§ **TASK REQUIREMENTS**:
Every line from the start of the records through the line with "import React from" is to be written out exactly; pictures are not.

§ **EXERCISE INPUT**:
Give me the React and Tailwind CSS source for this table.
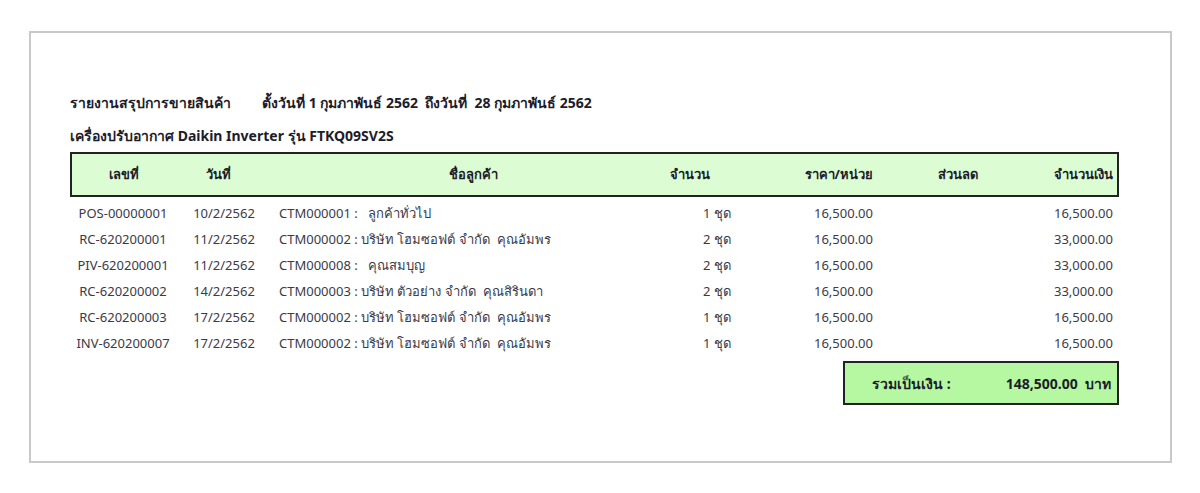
import React from "react";

const rows = [
  { no: "POS-00000001", date: "10/2/2562", customer: "CTM000001 :   ลูกค้าทั่วไป", qty: "1 ชุด", price: "16,500.00", amount: "16,500.00" },
  { no: "RC-620200001", date: "11/2/2562", customer: "CTM000002 : บริษัท โฮมซอฟต์ จำกัด  คุณอัมพร", qty: "2 ชุด", price: "16,500.00", amount: "33,000.00" },
  { no: "PIV-620200001", date: "11/2/2562", customer: "CTM000008 :   คุณสมบุญ", qty: "2 ชุด", price: "16,500.00", amount: "33,000.00" },
  { no: "RC-620200002", date: "14/2/2562", customer: "CTM000003 : บริษัท ตัวอย่าง จำกัด  คุณสิรินดา", qty: "2 ชุด", price: "16,500.00", amount: "33,000.00" },
  { no: "RC-620200003", date: "17/2/2562", customer: "CTM000002 : บริษัท โฮมซอฟต์ จำกัด  คุณอัมพร", qty: "1 ชุด", price: "16,500.00", amount: "16,500.00" },
  { no: "INV-620200007", date: "17/2/2562", customer: "CTM000002 : บริษัท โฮมซอฟต์ จำกัด  คุณอัมพร", qty: "1 ชุด", price: "16,500.00", amount: "16,500.00" },
];

export default function App() {
  return (
    <div className="w-[1200px] h-[493px] bg-white pt-[31px] pl-[29px] font-['Tahoma','Noto_Sans','Liberation_Sans',sans-serif]">
      <div className="w-[1143px] h-[432px] border-2 border-[#c9c9c9] pl-[39px] pt-[59px]">
        {/* Title */}
        <div className="flex h-[20px] items-center text-[14px] font-bold text-[#1c1c2a]">
          <span className="w-[192px]">รายงานสรุปการขายสินค้า</span>
          <span className="whitespace-pre">ตั้งวันที่ 1 กุมภาพันธ์ 2562  ถึงวันที่  28 กุมภาพันธ์ 2562</span>
        </div>
        <div className="mt-[13px] flex h-[20px] items-center text-[14px] font-bold text-[#1c1c2a]">
          เครื่องปรับอากาศ Daikin Inverter รุ่น FTKQ09SV2S
        </div>

        {/* Table header */}
        <div className="mt-[7px] flex h-[45px] w-[1049px] items-center border-2 border-[#222] bg-[#dcfcd4] text-[13px] font-bold text-[#1c1c2a]">
          <div className="w-[104px] text-center">เลขที่</div>
          <div className="w-[94px] pr-[10px] text-center">วันที่</div>
          <div className="w-[392px] pl-[14px] text-center">ชื่อลูกค้า</div>
          <div className="w-[56px] text-center">จำนวน</div>
          <div className="w-[155px] text-right">ราคา/หน่วย</div>
          <div className="w-[170px] text-center">ส่วนลด</div>
          <div className="w-[70px] text-right">จำนวนเงิน</div>
        </div>

        {/* Rows */}
        <div className="mt-[4px] text-[13px] text-[#3a3a48]">
          {rows.map((r) => (
            <div key={r.no + r.date} className="flex h-[26px] items-center">
              <div className="w-[106px] text-center">{r.no}</div>
              <div className="w-[96px] text-center">{r.date}</div>
              <div className="w-[418px] whitespace-pre pl-[7px]">{r.customer}</div>
              <div className="w-[54px] text-center">{r.qty}</div>
              <div className="w-[129px] text-right">{r.price}</div>
              <div className="w-[170px]"></div>
              <div className="w-[70px] text-right">{r.amount}</div>
            </div>
          ))}
        </div>

        {/* Total */}
        <div className="mt-[4px] flex justify-end w-[1049px]">
          <div className="flex h-[44px] w-[276px] items-center border-2 border-[#222] bg-[#b6f7a2] pl-[27px] pr-[6px] text-[14px] font-bold text-[#1c1c2a]">
            <span>รวมเป็นเงิน :</span>
            <span className="ml-auto whitespace-pre">148,500.00  บาท</span>
          </div>
        </div>
      </div>
    </div>
  );
}
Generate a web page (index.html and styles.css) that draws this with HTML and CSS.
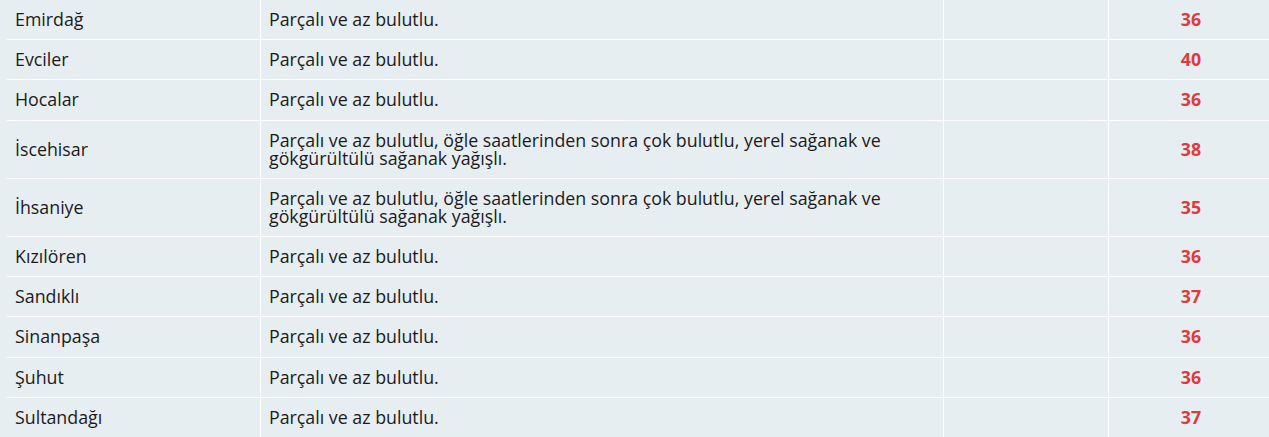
FILE: index.html
```html
<!DOCTYPE html>
<html lang="tr">
<head>
<meta charset="utf-8">
<title>Hava Durumu</title>
<link rel="stylesheet" href="styles.css">
</head>
<body>
<table class="forecast">
  <colgroup>
    <col class="c-name">
    <col class="c-desc">
    <col class="c-empty">
    <col class="c-temp">
  </colgroup>
  <tbody>
    <tr><td>Emirdağ</td><td>Parçalı ve az bulutlu.</td><td></td><td class="temp">36</td></tr>
    <tr><td>Evciler</td><td>Parçalı ve az bulutlu.</td><td></td><td class="temp">40</td></tr>
    <tr><td>Hocalar</td><td>Parçalı ve az bulutlu.</td><td></td><td class="temp">36</td></tr>
    <tr><td>İscehisar</td><td>Parçalı ve az bulutlu, öğle saatlerinden sonra çok bulutlu, yerel sağanak ve gökgürültülü sağanak yağışlı.</td><td></td><td class="temp">38</td></tr>
    <tr><td>İhsaniye</td><td>Parçalı ve az bulutlu, öğle saatlerinden sonra çok bulutlu, yerel sağanak ve gökgürültülü sağanak yağışlı.</td><td></td><td class="temp">35</td></tr>
    <tr><td>Kızılören</td><td>Parçalı ve az bulutlu.</td><td></td><td class="temp">36</td></tr>
    <tr><td>Sandıklı</td><td>Parçalı ve az bulutlu.</td><td></td><td class="temp">37</td></tr>
    <tr><td>Sinanpaşa</td><td>Parçalı ve az bulutlu.</td><td></td><td class="temp">36</td></tr>
    <tr><td>Şuhut</td><td>Parçalı ve az bulutlu.</td><td></td><td class="temp">36</td></tr>
    <tr><td>Sultandağı</td><td>Parçalı ve az bulutlu.</td><td></td><td class="temp">37</td></tr>
  </tbody>
</table>
</body>
</html>
```
FILE: styles.css
```css
html, body {
  margin: 0;
  padding: 0;
  background: #e7eef2;
  overflow: hidden;
}
body {
  font-family: "Open Sans", "DejaVu Sans", sans-serif;
  font-size: 17.8px;
  color: #1b1b1b;
}
.forecast {
  margin: 0 0 0 7px;
  width: 1267px;
  table-layout: fixed;
  border-collapse: separate;
  border-spacing: 0;
}
.c-name { width: 254px; }
.c-desc { width: 683px; }
.c-empty { width: 165px; }
.c-temp { width: 165px; }
.forecast td {
  box-sizing: border-box;
  padding: 10.1px 8px 11.1px;
  line-height: 18px;
  vertical-align: middle;
  border-right: 1px solid #ffffff;
  border-bottom: 1px solid #ffffff;
}
.forecast td.temp {
  text-align: center;
  font-weight: 700;
  color: #e03a3e;
}
```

§ **FULL ANSWER**:
Give me the React and Tailwind CSS source for this table.
import React from "react";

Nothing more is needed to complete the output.